Mr. Speaker, I am proud to rise on behalf of my colleagues in the Marine Workers Federation and other organizations on the west coast, on central inland waters and on the east coast. The reason I am rising is because of a very fundamental and important issue to my colleagues on the east coast, specifically in Atlantic Canada in my home town of Halifax.
What this country does not have, and I will repeat it throughout my four minute presentation, is an industrial strategy for a shipbuilding policy. We just do not have one. Italy has one. France has one. Britain has one. Spain has one. Korea has one. China has one. The United States has one. We do not, and we are a mariner nation.
I asked a question of the Minister of Industry in the House. He has been in that portfolio for six years. I asked him whether he would at least meet with these people, the unions and the workers, to discuss their concerns. His answer was no.
For six years Les Holloway, head of Marine Workers Federation in Atlantic Canada, has been asking to meet with the minister, and the minister's answer is no.

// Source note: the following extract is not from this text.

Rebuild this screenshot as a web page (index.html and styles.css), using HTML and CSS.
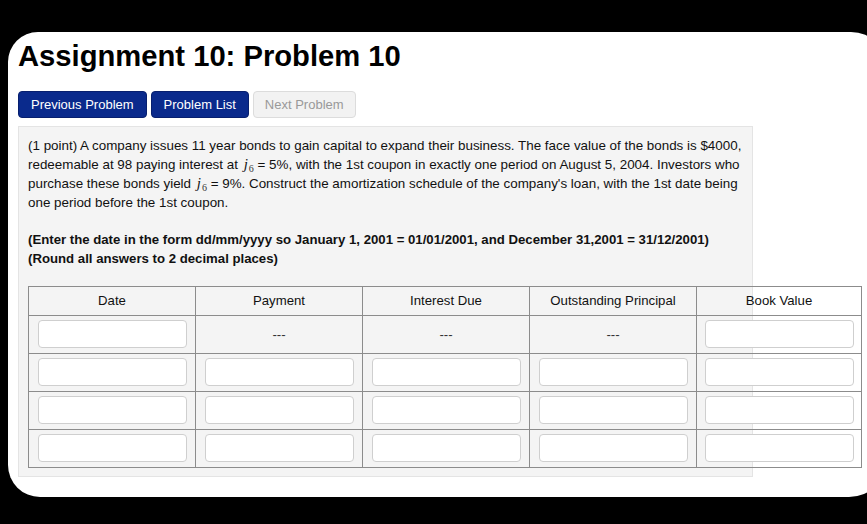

My question is quite clear. I want the parliamentary secretary, or whoever will respond for the government, to tell me why the government is refusing to meet with these workers.
Government members say that they have open, transparent policies, that they want to be open to Canadians. However, in an era of solidarity, in an era of co-operation which I have heard the government constantly preach about for the last six years, it is unbelievable that it would act in the way that it does.
Mr. Buzz Hargrove, head of CAW, is aligned with the Marine Workers Federation as is Mr. Irving who represents one of the largest corporations on the planet, a billionaire. An empire builder, Mr. Irving, and a labour activist, Mr. Hargrove, two people from the opposite ends of the political spectrum, are singing out of the same hymn book. They are both saying that the country needs an industrial policy for shipbuilding.
Why is the government not grabbing the opportunity in co-operation, in transparency, in openness and in fairness? It could put these two people in a room with the government industry officials and come up with a policy that will benefit thousands of Canadians in hundreds of communities?
Why is the government so intransigent and not willing to help Marystown Shipyard in Newfoundland; Saint John, New Brunswick; Halifax, Nova Scotia; the Pictou yards; Vancouver; the Great Lakes; and ports in Quebec? It is probably because it is a central based government and the extremes of Canada outside this place mean absolutely nothing to it.
If the government can be very proactive when it comes to the high tech and the aerospace industries and give them hundreds of millions of dollars, all I am saying is why can it not come up with an industrial policy for shipbuilding. Why will the minister not meet with the workers to come up with a decent proposal?